> [What to do] Could you repeat, exactly as they stand, the lines between the one with "Write a component" and the one with "const current = 'Free Trial';", inclusive, minus the pictures?

> [Data provided]
==================================================

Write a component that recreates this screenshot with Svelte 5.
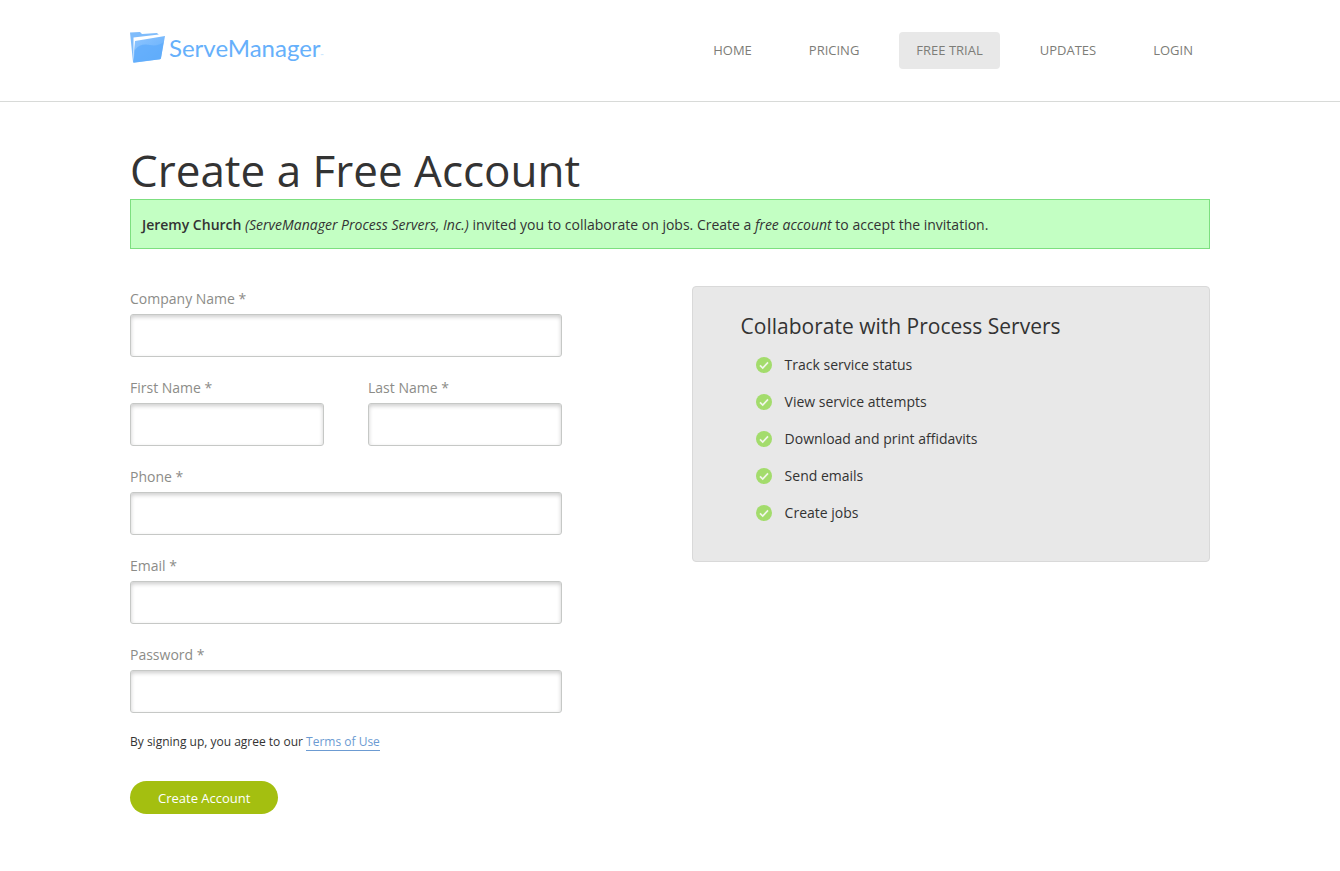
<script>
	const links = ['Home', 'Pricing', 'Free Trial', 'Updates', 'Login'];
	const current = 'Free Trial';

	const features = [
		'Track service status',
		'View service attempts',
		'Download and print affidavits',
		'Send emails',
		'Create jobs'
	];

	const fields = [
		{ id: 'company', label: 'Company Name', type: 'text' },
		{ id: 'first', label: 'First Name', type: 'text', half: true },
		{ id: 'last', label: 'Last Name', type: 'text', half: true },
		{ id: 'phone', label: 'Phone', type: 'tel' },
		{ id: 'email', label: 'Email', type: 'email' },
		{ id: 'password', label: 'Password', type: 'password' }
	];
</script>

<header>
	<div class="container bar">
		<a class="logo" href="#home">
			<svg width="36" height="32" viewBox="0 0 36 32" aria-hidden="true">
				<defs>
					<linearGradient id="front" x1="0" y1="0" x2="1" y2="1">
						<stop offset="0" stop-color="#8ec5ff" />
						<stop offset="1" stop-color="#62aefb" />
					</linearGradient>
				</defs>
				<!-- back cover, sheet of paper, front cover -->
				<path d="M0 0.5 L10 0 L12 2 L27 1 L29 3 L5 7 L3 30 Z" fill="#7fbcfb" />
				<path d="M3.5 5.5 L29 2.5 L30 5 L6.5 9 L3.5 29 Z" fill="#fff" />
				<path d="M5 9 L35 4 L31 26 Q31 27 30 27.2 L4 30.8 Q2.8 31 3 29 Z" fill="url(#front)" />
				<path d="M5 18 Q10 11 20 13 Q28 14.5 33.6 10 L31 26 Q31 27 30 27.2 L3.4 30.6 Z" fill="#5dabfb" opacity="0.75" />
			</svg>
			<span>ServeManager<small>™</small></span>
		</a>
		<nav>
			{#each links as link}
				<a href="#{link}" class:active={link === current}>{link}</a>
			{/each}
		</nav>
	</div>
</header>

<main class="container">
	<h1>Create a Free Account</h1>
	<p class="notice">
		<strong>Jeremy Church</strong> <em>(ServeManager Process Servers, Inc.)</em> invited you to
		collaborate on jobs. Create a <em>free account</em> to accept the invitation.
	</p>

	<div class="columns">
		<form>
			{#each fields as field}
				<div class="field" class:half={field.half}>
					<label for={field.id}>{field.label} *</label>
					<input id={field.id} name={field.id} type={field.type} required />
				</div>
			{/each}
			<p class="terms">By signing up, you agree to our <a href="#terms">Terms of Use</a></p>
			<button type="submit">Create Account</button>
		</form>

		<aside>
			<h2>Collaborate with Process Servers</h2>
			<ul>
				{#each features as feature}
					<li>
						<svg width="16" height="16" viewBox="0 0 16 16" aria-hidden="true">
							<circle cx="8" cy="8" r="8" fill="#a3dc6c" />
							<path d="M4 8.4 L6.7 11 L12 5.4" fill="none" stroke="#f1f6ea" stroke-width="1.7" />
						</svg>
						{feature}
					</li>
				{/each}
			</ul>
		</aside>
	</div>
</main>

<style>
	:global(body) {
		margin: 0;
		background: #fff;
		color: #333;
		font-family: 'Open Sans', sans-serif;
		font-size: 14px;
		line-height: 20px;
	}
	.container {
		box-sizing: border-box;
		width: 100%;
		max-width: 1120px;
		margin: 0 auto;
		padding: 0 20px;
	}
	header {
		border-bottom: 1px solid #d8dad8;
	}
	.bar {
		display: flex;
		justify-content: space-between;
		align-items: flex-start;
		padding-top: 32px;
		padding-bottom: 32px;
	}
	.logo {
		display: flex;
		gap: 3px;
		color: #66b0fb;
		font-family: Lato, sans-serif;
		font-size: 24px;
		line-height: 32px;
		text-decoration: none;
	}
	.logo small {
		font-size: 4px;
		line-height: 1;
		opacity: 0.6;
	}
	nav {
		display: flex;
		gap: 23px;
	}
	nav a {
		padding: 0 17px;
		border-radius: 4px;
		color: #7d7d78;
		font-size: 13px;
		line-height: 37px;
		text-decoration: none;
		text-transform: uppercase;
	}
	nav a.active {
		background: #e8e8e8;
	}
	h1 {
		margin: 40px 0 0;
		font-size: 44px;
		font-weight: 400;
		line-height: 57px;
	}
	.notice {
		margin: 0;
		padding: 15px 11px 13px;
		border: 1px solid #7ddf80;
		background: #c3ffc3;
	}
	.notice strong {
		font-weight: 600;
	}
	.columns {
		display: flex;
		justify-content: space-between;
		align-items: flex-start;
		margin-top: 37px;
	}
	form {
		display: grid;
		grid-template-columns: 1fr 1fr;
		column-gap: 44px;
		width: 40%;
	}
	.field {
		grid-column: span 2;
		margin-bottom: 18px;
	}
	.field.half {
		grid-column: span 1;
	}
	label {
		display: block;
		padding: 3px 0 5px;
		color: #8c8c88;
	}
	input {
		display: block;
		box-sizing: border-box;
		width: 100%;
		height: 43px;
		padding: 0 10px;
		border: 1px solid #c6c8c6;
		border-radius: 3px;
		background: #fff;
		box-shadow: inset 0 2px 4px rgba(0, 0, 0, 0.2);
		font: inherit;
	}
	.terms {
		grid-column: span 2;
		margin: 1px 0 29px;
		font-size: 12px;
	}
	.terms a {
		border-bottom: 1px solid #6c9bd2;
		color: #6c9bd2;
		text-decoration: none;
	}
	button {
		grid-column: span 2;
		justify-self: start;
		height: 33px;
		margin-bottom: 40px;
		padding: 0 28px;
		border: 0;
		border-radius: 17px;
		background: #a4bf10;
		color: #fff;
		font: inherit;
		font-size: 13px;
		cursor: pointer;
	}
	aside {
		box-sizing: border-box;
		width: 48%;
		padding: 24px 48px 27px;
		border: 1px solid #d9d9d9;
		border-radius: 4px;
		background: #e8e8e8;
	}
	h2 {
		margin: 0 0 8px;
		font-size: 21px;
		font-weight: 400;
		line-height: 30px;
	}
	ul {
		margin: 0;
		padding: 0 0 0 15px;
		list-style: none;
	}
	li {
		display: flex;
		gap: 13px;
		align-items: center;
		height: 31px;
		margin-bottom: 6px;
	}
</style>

==================================================

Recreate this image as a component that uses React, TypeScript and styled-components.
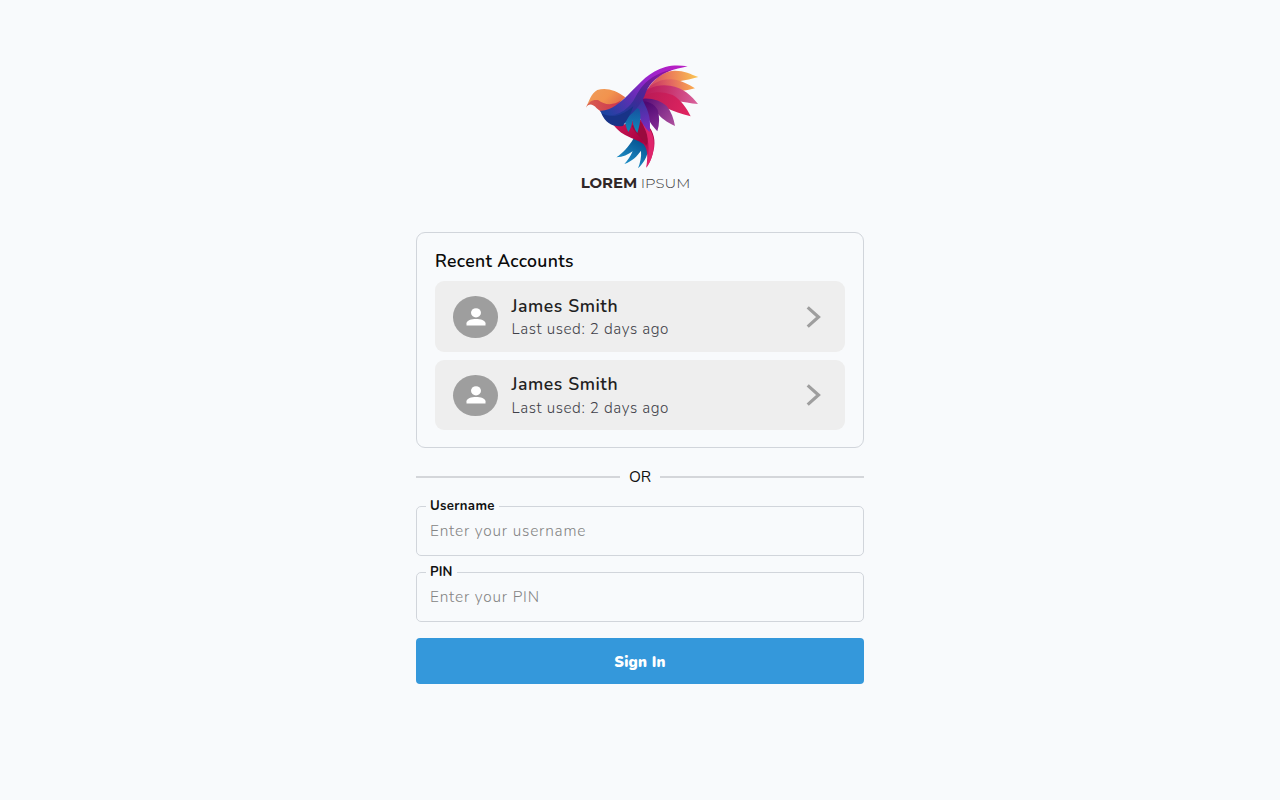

==================================================

> [Completed exercise]
Write a component that recreates this screenshot with Svelte 5.
<script>
	const links = ['Home', 'Pricing', 'Free Trial', 'Updates', 'Login'];
	const current = 'Free Trial';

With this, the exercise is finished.